Time and time again, by his choice of judges, God upsets people’s expectations and goes to unlikely sources to achieve liberation. We saw it in God’s use of Othniel, the younger-brother to Caleb the Warrior Spy, to overthrow Cush of the Double-Wickedness. We saw it in God’s use of the unclean left-hander Ehud to overthrow that manicured fat-cat Eglon from the Midianite throne.
Now we see it in God’s use of two women, who are willing to stand up to the swift fury of Canaanite’s iron-fisted rule as the men cower in fear and unfaithfulness to God.
It foreshadows the ways of Jesus when the unlikely ones are called as Judges and Saviours for the people of Israel. Not only does it show God’s desire to use the “least of us”, but it is also God’s way of opening doors for the previously discarded. It is also God’s way of overturning the assumptions of the people and honour systems of the culture in order to foreshadow another way.
With Deborah God defies everything we continue to assume about the place of women and of leadership today. Of course, we have ways of maintaining those assumptions, even in the face of Deborah’s story. One way we do that is by saying Deborah and Jael are exceptions to the rule.... and there is a sense in which that is true. Patriarchy would generally prevail for many more centuries, and Deborah would prove to be an exceptional case, prompting men to follow her example more courageously in the future when they were called upon by God to do so.
Does that mean that from then on we saw women’s equality prevail? No, not at all. Like I said, Patriarchy would continue to be the cultural norm for generations to come—and not always to the total detriment of the women of the day. Just as the Bible does nothing to discredit Deborah’s leadership or the honour of Jael, neither does it hail them as hasty revolutionaries for women’s liberation.
This has led many to conclude that the Bible was content with Patriarchy, uninterested to see it overturned.
But others have seen something different going on in this text. Others have seen it as a text which upsets our assumptions not only of gender roles but also--and even before that--as a text which upsets our assumptions of what it means to be a strong and courageous Christian leader at all.
It is subtle but it is there. You need to have a bit of a lyrical eye to see it but it is there and, as a song, it asks to be read that way. It is right there in the beginning and the end of Deborah’s song, in chapter five.... We have to notice how the song is framed, which is so important:
Notice who sings Deborah's song.
Even though Barak refused to obey God’s instructions and Deborah had to go with him to get it done; even though it was Barak’s tribe who suffered most at the hands of Jabin and Deborah had to come way up from the south to give them the courage to step up for God; even though Deborah prophesied that the honour would go to a woman and it ended up being a foreign woman at that.
Even though the honour was to go to a woman, when Deborah is revealed as Israel’s Saviour and Judge and sings one of the earliest of Israel’s songs, is she content to go solo? Is she happy to sing it alone? Is she interested in the honour codes of her day and taking it for herself?

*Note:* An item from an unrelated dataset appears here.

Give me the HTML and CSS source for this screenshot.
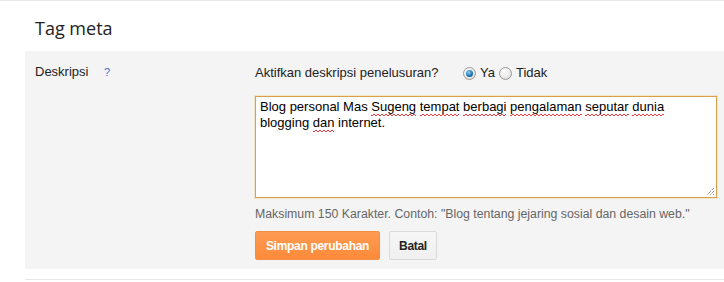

She brings Barak along and together they sing a duet.
In verse 12 they turn to each other and encourage one another in the Lord to wake up, to arise, and to follow the Lord their God.
It leads me to believe that Deborah herself, as the example of faithful and humble leadership she is, might have preferred that her song be titled some other way. She’d probably insist that it be known by its climactic and final line:
“May all who love you Lord, be like the sun when it rises in its strength.”
That is to say that our strength is revealed each new day, and its source is not of this world and its systems and means of honour and power and glory. The source of our strength is the Lord, and the sacred means of his kingdom in this world is love. Because God gave His Law for our good, and time & time again we’ve turned it to disorder, but God stepped into the mess in Jesus Christ, and reorders us in the goodness of his grace and peace.